▶ Available data:
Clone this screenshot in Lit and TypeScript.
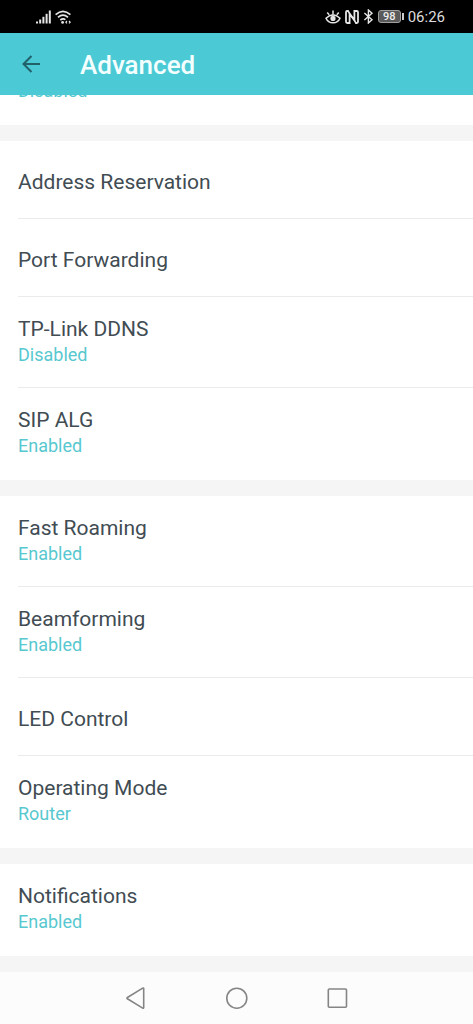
import { LitElement, html, css, nothing } from "lit";
import { customElement, property } from "lit/decorators.js";

interface Setting {
  title: string;
  status?: string;
}

const GROUPS: Setting[][] = [
  [
    { title: "Address Reservation" },
    { title: "Port Forwarding" },
    { title: "TP-Link DDNS", status: "Disabled" },
    { title: "SIP ALG", status: "Enabled" },
  ],
  [
    { title: "Fast Roaming", status: "Enabled" },
    { title: "Beamforming", status: "Enabled" },
    { title: "LED Control" },
    { title: "Operating Mode", status: "Router" },
  ],
  [{ title: "Notifications", status: "Enabled" }],
];

@customElement("status-bar")
export class StatusBar extends LitElement {
  static styles = css`
    :host {
      display: flex;
      align-items: center;
      justify-content: space-between;
      height: 33px;
      padding: 0 28px 0 36px;
      box-sizing: border-box;
      background: #000;
      color: #dcdcdc;
      font-size: 15px;
      line-height: 20px;
    }
    .group {
      display: flex;
      align-items: center;
      gap: 4px;
    }
    svg {
      display: block;
    }
    .battery {
      display: flex;
      align-items: center;
      gap: 1px;
    }
    .level {
      box-sizing: border-box;
      width: 23px;
      height: 13px;
      border: 1px solid #a0a0a0;
      border-radius: 3px;
      background: #5a5a5a;
      font-size: 11px;
      font-weight: 500;
      line-height: 11px;
      text-align: center;
      color: #eee;
    }
    .tip {
      width: 2px;
      height: 7px;
      background: #ccc;
    }
  `;

  render() {
    return html`
      <div class="group">
        <svg width="15" height="14" viewBox="0 0 15 14" fill="#e6e6e6" aria-hidden="true">
          <rect x="0" y="11.5" width="2" height="2" />
          <rect x="3.2" y="9.5" width="2" height="4" />
          <rect x="6.4" y="6.8" width="2" height="6.7" />
          <rect x="9.6" y="3.8" width="2" height="9.7" />
          <rect x="12.8" y="0.5" width="2" height="13" />
        </svg>
        <svg width="16" height="14" viewBox="0 0 16 14" fill="none" stroke="#e6e6e6" stroke-width="1.7" aria-hidden="true">
          <path d="M0.6 4.6Q8 -2 15.4 4.6M3 7.4Q8 3 13 7.4M5.3 10Q8 7.8 10.4 9.6" />
          <circle cx="7.6" cy="12.4" r="1.4" fill="#e6e6e6" stroke="none" />
          <path d="M12 11L10.8 12.2L12 13.4M14 11L15.2 12.2L14 13.4" stroke-width="1.1" />
        </svg>
      </div>
      <div class="group">
        <svg width="16" height="14" viewBox="0 0 16 14" fill="none" stroke="#e6e6e6" stroke-width="1.5" aria-hidden="true">
          <path d="M1 8.2Q8 1.6 15 8.2Q13 12.8 8 12.8Q3 12.8 1 8.2Z" />
          <path d="M2.2 2.6L4.2 4.8M8 0.6V4M13.8 2.6L11.8 4.8" />
          <circle cx="8" cy="8.4" r="2.6" fill="#e6e6e6" stroke="none" />
        </svg>
        <svg width="14" height="14" viewBox="0 0 14 14" fill="none" stroke="#e6e6e6" stroke-width="1.8" aria-hidden="true">
          <path d="M3.8 1H2.2Q1 1 1 2.2V11.8Q1 13 2.2 13H4.6V4.4L9.4 9.6V1H11.8Q13 1 13 2.2V11.8Q13 13 11.8 13H10.2" />
          <path d="M3 1L11 13" stroke-width="1.6" />
        </svg>
        <svg width="11" height="15" viewBox="0 0 11 15" fill="none" stroke="#e6e6e6" stroke-width="1.4" aria-hidden="true">
          <path d="M1.4 4L9 10.8L5.4 14V1L9 4.2L1.4 11" />
        </svg>
        <div class="battery"><span class="level">98</span><span class="tip"></span></div>
        <time>06:26</time>
      </div>
    `;
  }
}

@customElement("setting-row")
export class SettingRow extends LitElement {
  @property() title = "";
  @property() status = "";

  static styles = css`
    :host {
      display: block;
      padding-left: 18px;
    }
    .row {
      display: flex;
      flex-direction: column;
      width: 100%;
      margin: 0;
      padding: 28px 18px 23px 0;
      border: 0;
      border-bottom: 1px solid #ebebeb;
      background: none;
      font: inherit;
      text-align: left;
      color: #414c53;
    }
    .with-status {
      padding: 19px 18px 19px 0;
    }
    :host(:last-of-type) .row {
      border-bottom-color: transparent;
      padding-bottom: 20px;
    }
    .title {
      font-size: 21px;
      line-height: 26px;
    }
    .status {
      font-size: 18px;
      line-height: 26px;
      color: #57c8cf;
    }
  `;

  render() {
    return html`
      <button type="button" class="row ${this.status ? "with-status" : ""}">
        <span class="title">${this.title}</span>
        ${this.status ? html`<span class="status">${this.status}</span>` : nothing}
      </button>
    `;
  }
}

@customElement("app-root")
export class AppRoot extends LitElement {
  static styles = css`
    :host {
      display: flex;
      flex-direction: column;
      min-height: 100vh;
      background: #f5f5f5;
      font-family: Roboto, sans-serif;
    }
    .header {
      display: flex;
      align-items: center;
      gap: 38px;
      height: 62px;
      padding: 0 21px;
      background: #4bcad5;
    }
    .icon {
      display: block;
      margin: 0;
      padding: 0;
      border: 0;
      background: none;
    }
    .icon svg {
      display: block;
    }
    h1 {
      margin: 0;
      padding-top: 2px;
      font-size: 26px;
      font-weight: 500;
      line-height: 32px;
      color: #f4ffff;
    }
    main {
      display: flex;
      flex-direction: column;
      flex: 1;
      gap: 16px;
      padding-bottom: 16px;
    }
    section {
      background: #fff;
    }
    /* Row that is mostly scrolled away under the header */
    .scrolled {
      display: flex;
      flex-direction: column;
      justify-content: flex-end;
      height: 30px;
      overflow: hidden;
      padding-left: 18px;
      box-sizing: border-box;
      font-size: 18px;
      line-height: 26px;
      color: #57c8cf;
    }
    .scrolled span {
      padding-bottom: 21px;
    }
    nav {
      display: flex;
      align-items: center;
      justify-content: center;
      gap: 78px;
      height: 52px;
      background: #fcfcfc;
    }
  `;

  render() {
    return html`
      <status-bar></status-bar>
      <header class="header">
        <button type="button" class="icon" aria-label="Back">
          <svg width="21" height="20" viewBox="0 0 21 20" fill="none" stroke="#22606a" stroke-width="2">
            <path d="M19 10H3M10.5 2L2.5 10L10.5 18" />
          </svg>
        </button>
        <h1>Advanced</h1>
      </header>
      <main>
        <section class="scrolled"><span>Disabled</span></section>
        ${GROUPS.map(
          (group) => html`<section>
            ${group.map(
              (s) => html`<setting-row .title=${s.title} .status=${s.status ?? ""}></setting-row>`
            )}
          </section>`
        )}
      </main>
      <nav aria-label="System">
        <button type="button" class="icon" aria-label="Back">
          <svg width="22" height="24" viewBox="0 0 22 24" fill="none" stroke="#858585" stroke-width="1.6" stroke-linejoin="round">
            <path d="M18.7 2.6V21.6Q18.7 22.6 17.7 22.1L2.4 12.8Q1.6 12.1 2.4 11.5L17.7 2.1Q18.7 1.6 18.7 2.6Z" />
          </svg>
        </button>
        <button type="button" class="icon" aria-label="Home">
          <svg width="24" height="24" viewBox="0 0 24 24" fill="none" stroke="#858585" stroke-width="1.6">
            <circle cx="11.8" cy="12.2" r="10" />
          </svg>
        </button>
        <button type="button" class="icon" aria-label="Recent apps">
          <svg width="22" height="24" viewBox="0 0 22 24" fill="none" stroke="#858585" stroke-width="1.6">
            <rect x="1.3" y="3" width="18.2" height="18.2" rx="1" />
          </svg>
        </button>
      </nav>
    `;
  }
}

▶ Exercise directions: Which lines include the word "this"? Copy every one of them.

▶ Answer for the task:
Clone this screenshot in Lit and TypeScript.
      <button type="button" class="row ${this.status ? "with-status" : ""}">
        <span class="title">${this.title}</span>
        ${this.status ? html`<span class="status">${this.status}</span>` : nothing}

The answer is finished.